8/12/07

What is being missed

There is (at least) one thing all the "pundits" touting the stock market to unconscious investors are not telling you: the recession that will come in the wake of the subprime snafu. Would you invest any penny in "subprime" securities? If your answer is "yes", please, drop your name and phone number for I will sell you the Brooklin Bridge. If there is one thing on which all the 300 million Americans have a full consensus now is that they will never put a penny in that market.

What is the consequence of this decision? The collapse of a model. Teasing mortgage applicants without creditworthiness with interest-only ARMs will not work anymore. This implies that those fellows will be out of the market. As a consequence the low-end of the real estate market will be in severe distress. But not only. The overwhelming majority of the persons who buy a house must sell theirs to buy the other one, in recent times, an upgrade more often than not. Needless to say that this will have a rippled effect percolating the entire housing market, cooling it down even further. The price depreciation will continue, leading to a renewed round of construction curtailing, thereby increasing unemployment.

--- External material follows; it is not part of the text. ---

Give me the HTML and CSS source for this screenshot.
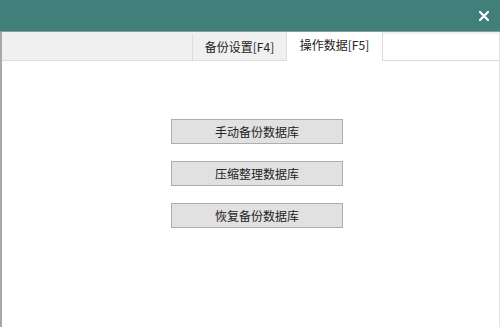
FILE: index.html
```html
<!DOCTYPE html>
<html>
<head>
<meta charset="utf-8">
<link rel="stylesheet" href="styles.css">
</head>
<body>
<div class="window">
  <div class="titlebar">
    <span class="close">
      <svg width="10" height="10" viewBox="0 0 10 10"><path d="M1 1 L9 9 M9 1 L1 9" stroke="#fff" stroke-width="2.2" stroke-linecap="square"/></svg>
    </span>
  </div>
  <div class="body">
    <div class="tabstrip">
      <div class="spacer"></div>
      <div class="tab">备份设置[F4]</div>
      <div class="tab active">操作数据[F5]</div>
      <div class="rest"></div>
    </div>
    <div class="panel">
      <button class="btn">手动备份数据库</button>
      <button class="btn">压缩整理数据库</button>
      <button class="btn">恢复备份数据库</button>
    </div>
  </div>
</div>
</body>
</html>
```

FILE: styles.css
```css
html, body {
  margin: 0;
  padding: 0;
  width: 500px;
  height: 327px;
  overflow: hidden;
  background: #fff;
  font-family: "Noto Sans CJK SC", "Noto Sans", sans-serif;
}
.window {
  display: flex;
  flex-direction: column;
  width: 500px;
  height: 327px;
}
.titlebar {
  height: 31px;
  background: #417f7a;
  display: flex;
  align-items: center;
  justify-content: flex-end;
  padding-right: 11px;
  border-bottom: 1px solid #8a9a98;
  flex-shrink: 0;
}
.close {
  display: flex;
}
.body {
  flex: 1;
  display: flex;
  flex-direction: column;
  border-left: 2px solid #a8a8a8;
  border-right: 1px solid #e4e4e4;
}
.tabstrip {
  display: flex;
  height: 28px;
  background: #f0f0f0;
  border-bottom: 1px solid #dcdcdc;
  flex-shrink: 0;
}
.spacer {
  width: 190px;
}
.tab {
  width: 93px;
  margin-top: 2px;
  border-left: 1px solid #dcdcdc;
  display: flex;
  align-items: center;
  justify-content: center;
  font-size: 12px;
  color: #222;
  padding-bottom: 1px;
}
.tab.active {
  width: 95px;
  margin-top: 0;
  margin-bottom: -1px;
  background: #fff;
  border-right: 1px solid #dcdcdc;
  padding-bottom: 4px;
}
.rest {
  flex: 1;
  background: #fff;
  margin-top: 2px;
}
.panel {
  flex: 1;
  display: flex;
  flex-direction: column;
  align-items: flex-start;
  gap: 17px;
  padding-top: 58px;
  padding-left: 169px;
}
.btn {
  width: 172px;
  height: 25px;
  margin: 0;
  padding: 0;
  background: #e1e1e1;
  border: 1px solid #adadad;
  font-family: "Noto Sans CJK SC", "Noto Sans", sans-serif;
  font-size: 12px;
  color: #222;
}
```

Considering that some 10 percent of the Americans work in fields related to housing, it is more than reasonable to assume that a fair share of those jobs will be gone. The economic activity will slow down considerably. Companies will have lower profits, which will lead to an obvious adjustment of the P/E ratio of their stocks.

Please, note that this analysis does not have anything to do with the credit snafu, panic selling, correction of the Bourses worldwide, repricing risk, BC interventions, etc, etc. These factors may only influence the negativity of the fundamentals, as detailed above. So beware of those economists and politicians who come out on the media telling you how solid the fundamentals of the economy are. For they are not.